Friday, August 19, 2011

The Moment



This is it.  I've been thinking about this race since August 22, 2010 a few short minutes after I finished.  

And yet somehow I'm finding ways to undermine my own progress .  It's as if I'm uncomfortable with the idea of really rolling the dice to see what I can do.  To be clear, I've never won a bike race.  I don't think I've ever actually won any athletic competition now that I think about it. 

Winning isn't the point for me.  When I fixate on it, I get too nervous and self destruct, yet without the desire to win it's tough to succeed.  For me thinking about winning means I just auger myself into the ground.  The journey is the part I enjoy- the training, the improving fitness, the ability to see my improvement and just the simple act of being outdoors for extended periods of time.  The competition itself is almost secondary.

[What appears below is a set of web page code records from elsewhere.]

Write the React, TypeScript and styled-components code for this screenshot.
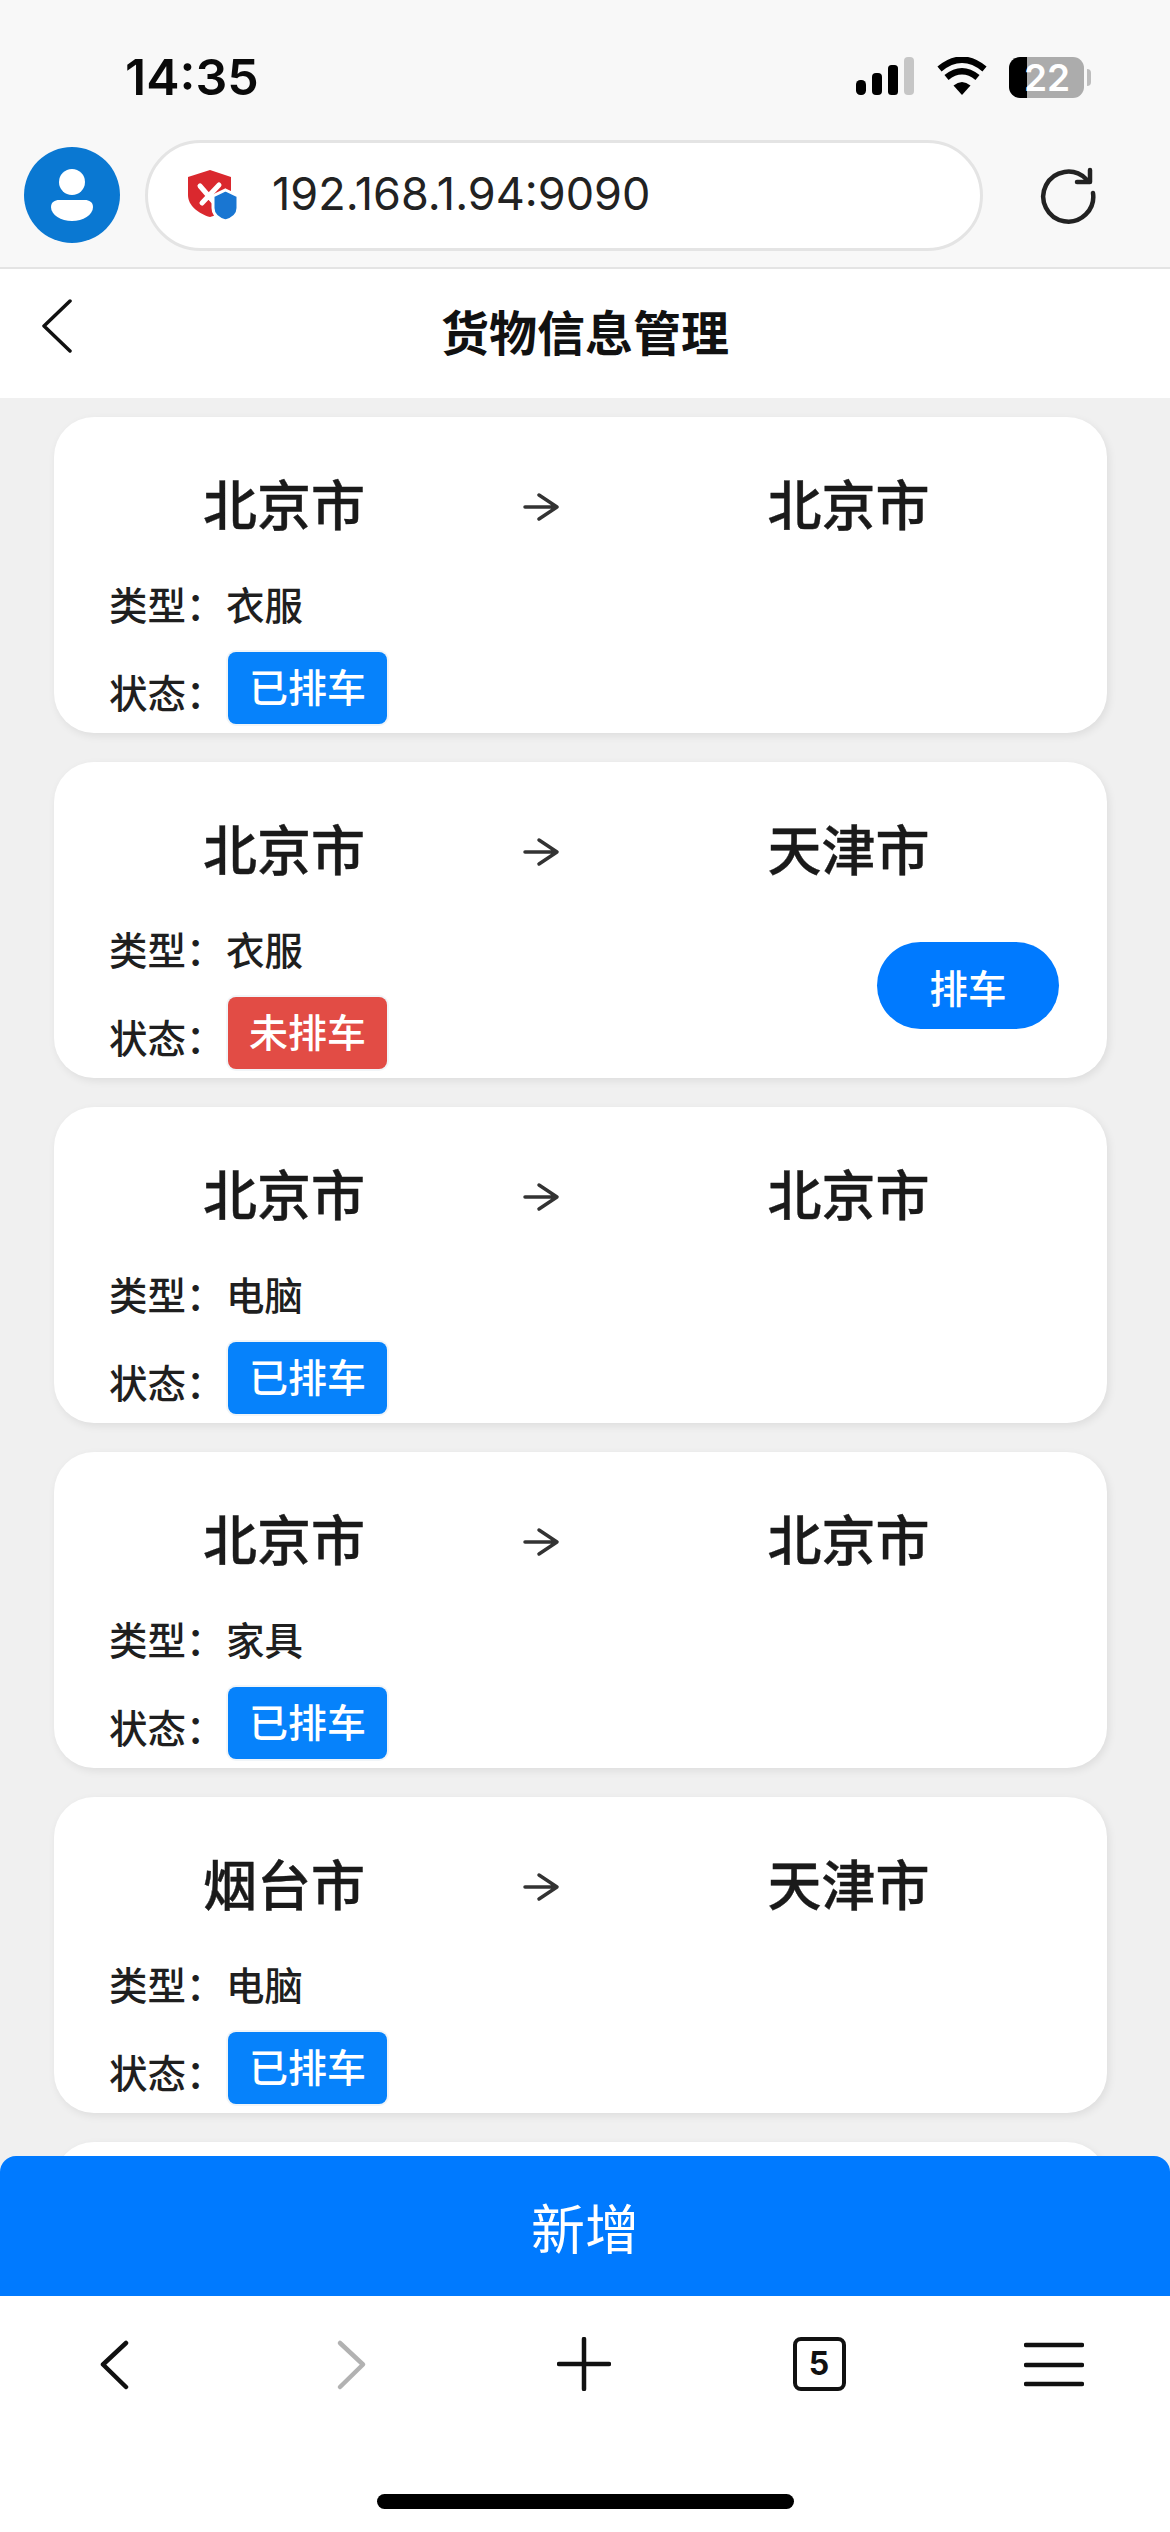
import React from "react";
import styled, { createGlobalStyle } from "styled-components";

const GlobalStyle = createGlobalStyle`
  html, body {
    margin: 0;
    padding: 0;
    background: #fff;
  }
  body {
    font-family: Inter, "Noto Sans CJK SC", sans-serif;
  }
`;

const Screen = styled.div`
  width: 1170px;
  height: 2532px;
  display: flex;
  flex-direction: column;
  overflow: hidden;
`;

/* browser chrome */
const StatusBar = styled.div`
  height: 130px;
  box-sizing: border-box;
  padding: 57px 86px 0 125px;
  background: #f8f8f8;
  display: flex;
  justify-content: space-between;
  align-items: flex-start;
`;

const Clock = styled.span`
  font-size: 50px;
  line-height: 40px;
  font-weight: 600;
  color: #0a0a0a;
`;

const StatusIcons = styled.div`
  display: flex;
  align-items: flex-start;
`;

const Battery = styled.div`
  position: relative;
  width: 75px;
  height: 41px;
  margin-left: 22px;
  border-radius: 11px;
  background: linear-gradient(90deg, #000 18px, #acacac 18px);
  color: #fff;
  font-size: 37px;
  line-height: 41px;
  font-weight: 600;
  text-align: right;
  padding-right: 14px;
  box-sizing: border-box;

  &::after {
    content: "";
    position: absolute;
    right: -7px;
    top: 12px;
    width: 4px;
    height: 17px;
    border-radius: 0 4px 4px 0;
    background: #bdbdbd;
  }
`;

const Toolbar = styled.div`
  height: 137px;
  box-sizing: border-box;
  padding: 10px 0 0 24px;
  background: #f8f8f8;
  display: flex;
  align-items: flex-start;
`;

const Avatar = styled.svg`
  width: 96px;
  height: 96px;
  margin-top: 7px;
  flex: none;
`;

const AddressBar = styled.div`
  width: 838px;
  height: 111px;
  margin-left: 25px;
  flex: none;
  box-sizing: border-box;
  border: 3px solid #e4e4e4;
  border-radius: 56px;
  background: #fff;
  display: flex;
  align-items: center;
  padding-left: 40px;
`;

const AddressText = styled.span`
  margin-left: 34px;
  font-size: 45px;
  font-weight: 400;
  color: #222;
  margin-top: -4px;
`;

const Reload = styled.svg`
  width: 58px;
  height: 58px;
  margin: 27px 0 0 56px;
  flex: none;
`;

/* page content */
const PageHeader = styled.header`
  height: 131px;
  box-sizing: border-box;
  border-top: 2px solid #e4e4e4;
  background: #fff;
  display: grid;
  grid-template-columns: 1fr auto 1fr;
  align-items: center;
`;

const BackLink = styled.svg`
  width: 32px;
  height: 54px;
  margin: 0 0 16px 41px;
`;

const PageTitle = styled.h1`
  margin: 0;
  font-size: 48px;
  line-height: 60px;
  font-weight: 600;
  color: #111;
`;

const Main = styled.main`
  position: relative;
  flex: 1;
  min-height: 0;
  overflow: hidden;
  background: #f0f0f0;
`;

const CardList = styled.div`
  padding: 19px 63px 0 54px;
  display: flex;
  flex-direction: column;
  gap: 29px;
`;

const Card = styled.article`
  height: 316px;
  flex: none;
  box-sizing: border-box;
  padding-top: 60px;
  border-radius: 40px;
  background: #fff;
  box-shadow: 2px 3px 8px rgba(0, 0, 0, 0.08);
`;

const Route = styled.div`
  display: grid;
  grid-template-columns: 460px 54px 539px;
  align-items: center;
  justify-items: center;
`;

const City = styled.span`
  font-size: 54px;
  line-height: 60px;
  font-weight: 500;
  -webkit-text-stroke: 0.4px #1a1a1a;
  color: #1a1a1a;
`;

const Destination = styled(City)`
  padding-left: 22px;
`;

const Arrow = styled.svg`
  width: 38px;
  height: 30px;
`;

const CardBody = styled.div`
  display: flex;
  justify-content: space-between;
  align-items: flex-start;
  padding: 41px 48px 0 55px;
`;

const InfoRow = styled.div`
  display: flex;
  align-items: center;
  height: 50px;
  font-size: 38.5px;
  font-weight: 500;
  color: #1f1f1f;
`;

const StatusRow = styled(InfoRow)`
  height: 72px;
  margin-top: 24px;
`;

const Label = styled.span`
  width: 117px;
  flex: none;
`;

const StatusLabel = styled(Label)`
  width: 119px;
  padding-top: 5px;
`;

const StatusTag = styled.span<{ $tone: "done" | "todo" }>`
  width: 159px;
  height: 72px;
  border-radius: 8px;
  background: ${(p) => (p.$tone === "done" ? "#0682fb" : "#e24c45")};
  box-shadow: 0 0 0 2px #f1f5f8;
  color: #fff;
  font-size: 39px;
  line-height: 72px;
  text-align: center;
`;

const ScheduleButton = styled.button`
  width: 182px;
  height: 87px;
  margin-top: 19px;
  padding: 0;
  border: none;
  border-radius: 44px;
  background: #007aff;
  color: #fff;
  font-family: inherit;
  font-size: 38.5px;
  font-weight: 500;
`;

const AddButton = styled.button`
  position: absolute;
  left: 0;
  right: 0;
  bottom: 0;
  height: 140px;
  padding: 0;
  border: none;
  border-radius: 16px 16px 0 0;
  background: #007aff;
  color: #fff;
  font-family: inherit;
  font-size: 54px;
`;

/* browser bottom bar */
const BottomBar = styled.nav`
  height: 236px;
  flex: none;
  background: #fff;
  display: flex;
  flex-direction: column;
  align-items: center;
`;

const NavIcons = styled.div`
  width: 100%;
  height: 95px;
  margin-top: 41px;
  box-sizing: border-box;
  padding: 0 86px 0 84px;
  display: flex;
  justify-content: space-between;
  align-items: flex-start;
`;

const NavSlot = styled.div`
  width: 60px;
  display: flex;
  justify-content: center;
`;

const NavIcon = styled.svg`
  height: 54px;
  flex: none;
`;

const TabCount = styled.div`
  width: 53px;
  height: 54px;
  box-sizing: border-box;
  border: 4px solid #111;
  border-radius: 8px;
  color: #111;
  font-size: 32px;
  line-height: 46px;
  font-weight: 700;
  text-align: center;
`;

const HomeIndicator = styled.div`
  width: 417px;
  height: 15px;
  margin-top: 62px;
  border-radius: 8px;
  background: #000;
`;

const SignalIcon = () => (
  <svg width="58" height="38" viewBox="0 0 58 38">
    <rect x="0" y="23" width="10" height="15" rx="4.5" fill="#000" />
    <rect x="16" y="16" width="10" height="22" rx="4" fill="#000" />
    <rect x="32" y="8" width="10" height="30" rx="3.5" fill="#000" />
    <rect x="48" y="0" width="10" height="38" rx="4" fill="#c6c6c6" />
  </svg>
);

const WifiIcon = () => (
  <svg width="50" height="38" viewBox="0 0 50 38" style={{ marginLeft: 23 }}>
    <path d="M25 38 L16.5 28.5 Q25 21.5 33.5 28.5 Z" fill="#000" />
    <path d="M9.5 20.5 Q25 8 40.5 20.5" fill="none" stroke="#000" strokeWidth="6.5" />
    <path d="M2.5 12 Q25 -6.5 47.5 12" fill="none" stroke="#000" strokeWidth="6.5" />
  </svg>
);

const cards = [
  { from: "北京市", to: "北京市", kind: "衣服", scheduled: true },
  { from: "北京市", to: "天津市", kind: "衣服", scheduled: false },
  { from: "北京市", to: "北京市", kind: "电脑", scheduled: true },
  { from: "北京市", to: "北京市", kind: "家具", scheduled: true },
  { from: "烟台市", to: "天津市", kind: "电脑", scheduled: true },
];

const App = () => {
  return (
    <Screen>
      <GlobalStyle />
      <StatusBar>
        <Clock>14:35</Clock>
        <StatusIcons>
          <SignalIcon />
          <WifiIcon />
          <Battery>22</Battery>
        </StatusIcons>
      </StatusBar>

      <Toolbar>
        <Avatar viewBox="0 0 96 96">
          <circle cx="48" cy="48" r="48" fill="#0a78d2" />
          <circle cx="48" cy="35" r="13" fill="#fff" />
          <path
            d="M27 60 C27 55 31 53 35 53 H61 C65 53 69 55 69 60 C69 68 59 74 48 74 C37 74 27 68 27 60 Z"
            fill="#fff"
          />
        </Avatar>
        <AddressBar>
          <svg width="50" height="51" viewBox="0 0 50 51">
            <path
              d="M22 0 L43 7 V25 C43 36 33 44 22 47 C11 44 0 36 0 25 V7 Z"
              fill="#da282e"
            />
            <path
              d="M12 16 L25 31 M31 15 L14 33"
              stroke="#fff"
              strokeWidth="5"
              strokeLinecap="round"
            />
            <path
              d="M37.5 20 L50 26 V38 C50 45 44 49 37.5 51 C31 49 25 45 25 38 V26 Z"
              fill="#1976d2"
              stroke="#fff"
              strokeWidth="3"
            />
          </svg>
          <AddressText>192.168.1.94:9090</AddressText>
        </AddressBar>
        <Reload viewBox="0 0 58 58" fill="none" stroke="#222" strokeWidth="4.5">
          <path d="M47 12 A25 25 0 1 0 54 26" strokeLinecap="round" />
          <path d="M51 3 V15 H38" strokeLinecap="round" strokeLinejoin="round" />
        </Reload>
      </Toolbar>

      <PageHeader>
        <BackLink viewBox="0 0 32 54" fill="none" stroke="#111" strokeWidth="3.5">
          <path d="M29 2 L3 27 L29 52" strokeLinecap="round" strokeLinejoin="round" />
        </BackLink>
        <PageTitle>货物信息管理</PageTitle>
      </PageHeader>

      <Main>
        <CardList>
          {cards.map((card, i) => (
            <Card key={i}>
              <Route>
                <City>{card.from}</City>
                <Arrow viewBox="0 0 38 30" fill="none" stroke="#333" strokeWidth="3.5">
                  <path d="M3 15 H35 M17 3 L35 15 L17 27" strokeLinecap="round" strokeLinejoin="round" />
                </Arrow>
                <Destination>{card.to}</Destination>
              </Route>
              <CardBody>
                <div>
                  <InfoRow>
                    <Label>类型：</Label>
                    {card.kind}
                  </InfoRow>
                  <StatusRow>
                    <StatusLabel>状态：</StatusLabel>
                    <StatusTag $tone={card.scheduled ? "done" : "todo"}>
                      {card.scheduled ? "已排车" : "未排车"}
                    </StatusTag>
                  </StatusRow>
                </div>
                {!card.scheduled && <ScheduleButton>排车</ScheduleButton>}
              </CardBody>
            </Card>
          ))}
          <Card />
        </CardList>
        <AddButton>新增</AddButton>
      </Main>

      <BottomBar>
        <NavIcons>
          <NavSlot>
            <NavIcon width={30} viewBox="0 0 30 54" fill="none" stroke="#111" strokeWidth="4.5">
              <path d="M27 6 L4 27.5 L27 50" strokeLinecap="round" strokeLinejoin="round" />
            </NavIcon>
          </NavSlot>
          <NavSlot>
            <NavIcon width={36} viewBox="0 0 36 54" fill="none" stroke="#b2b2b2" strokeWidth="4.5">
              <path d="M9 6 L32 27.5 L9 50" strokeLinecap="round" strokeLinejoin="round" />
            </NavIcon>
          </NavSlot>
          <NavSlot>
            <NavIcon width={54} viewBox="0 0 54 54" fill="none" stroke="#111" strokeWidth="4.5">
              <path d="M27 2 V52 M2 27 H52" strokeLinecap="round" />
            </NavIcon>
          </NavSlot>
          <NavSlot>
            <TabCount>5</TabCount>
          </NavSlot>
          <NavSlot>
            <NavIcon width={60} viewBox="0 0 60 54" fill="none" stroke="#111" strokeWidth="4.5">
              <path d="M2 8 H58 M2 28 H58 M2 47 H58" strokeLinecap="round" />
            </NavIcon>
          </NavSlot>
        </NavIcons>
        <HomeIndicator />
      </BottomBar>
    </Screen>
  );
};

export default App;
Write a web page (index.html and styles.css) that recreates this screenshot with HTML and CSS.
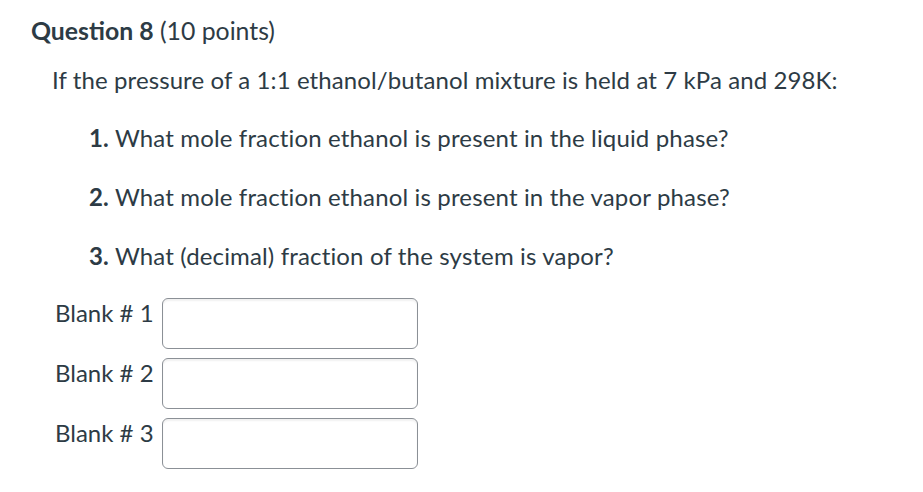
FILE: index.html
```html
<!DOCTYPE html>
<html>
<head>
<meta charset="utf-8">
<link rel="stylesheet" href="styles.css">
</head>
<body>
<div class="question">
  <h2 class="title"><span class="qname">Question 8</span> (10 points)</h2>
  <p class="prompt">If the pressure of a 1:1 ethanol/butanol mixture is held at 7 kPa and 298K:</p>
  <ol class="items">
    <li><b>1.</b> What mole fraction ethanol is present in the liquid phase?</li>
    <li><b>2.</b> What mole fraction ethanol is present in the vapor phase?</li>
    <li><b>3.</b> What (decimal) fraction of the system is vapor?</li>
  </ol>
  <div class="blanks">
    <div class="blank"><span class="label">Blank # 1</span><input class="box" type="text"></div>
    <div class="blank"><span class="label">Blank # 2</span><input class="box" type="text"></div>
    <div class="blank"><span class="label">Blank # 3</span><input class="box" type="text"></div>
  </div>
</div>
</body>
</html>
```

FILE: styles.css
```css
html, body {
  margin: 0;
  padding: 0;
  background: #ffffff;
}
body {
  font-family: Lato, "Liberation Sans", sans-serif;
  color: #2d3b45;
}
.question {
  padding: 16px 0 0 31px;
}
.title {
  margin: 0;
  font-size: 24.8px;
  font-weight: 400;
  line-height: 30px;
}
.qname {
  font-weight: 700;
}
.prompt {
  margin: 19px 0 0 21px;
  font-size: 24px;
  line-height: 30px;
  letter-spacing: 0.1px;
}
.items {
  list-style: none;
  display: flex;
  flex-direction: column;
  gap: 29px;
  margin: 28px 0 0 58px;
  padding: 0;
  font-size: 24px;
  line-height: 30px;
  letter-spacing: 0.15px;
}
.items b {
  font-weight: 700;
}
.blanks {
  display: flex;
  flex-direction: column;
  gap: 9px;
  margin: 27px 0 0 24px;
}
.blank {
  display: flex;
  align-items: flex-start;
  gap: 8px;
}
.label {
  font-size: 24px;
  line-height: 30px;
}
.box {
  box-sizing: border-box;
  width: 256px;
  height: 51px;
  margin: 0;
  border: 1px solid #8b9096;
  border-radius: 6px;
  box-shadow: inset 0 2px 2px rgba(0,0,0,0.06);
  background: #fff;
}
```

About a year ago I started taking yoga classes once a week.  My flexibility is pretty bad, and I'm not good about stretching on my own or doing any sort of "core work," so when I had the opportunity to take a class I jumped at it.  I was really looking to relax a little bit and spend some time focusing on recovery. 

There's an interesting concept in yoga that translates into victory over the mind, and it's essentially using your body to get your mind to chill the fuck out.  I've had a couple bad crashes this year, and one of the underlying commonalities is that I was not 100% focused on what I was doing at that moment, and it cost me.  It's easy for me to out think myself, and when riding in the woods it's about split second reactions, not conscious control of every movement. 

More than anything it's about relaxing and paying attention, or being in the moment.  Today as I clean my bike and pack my bags, tomorrow as I load the car and drive to the venue, and Sunday as I line up and put forth my best effort on the course I will try to stay in the moment.

That's my goal for Sunday, and if I do that I'll have my best race possible.  Really that's all I can ask for.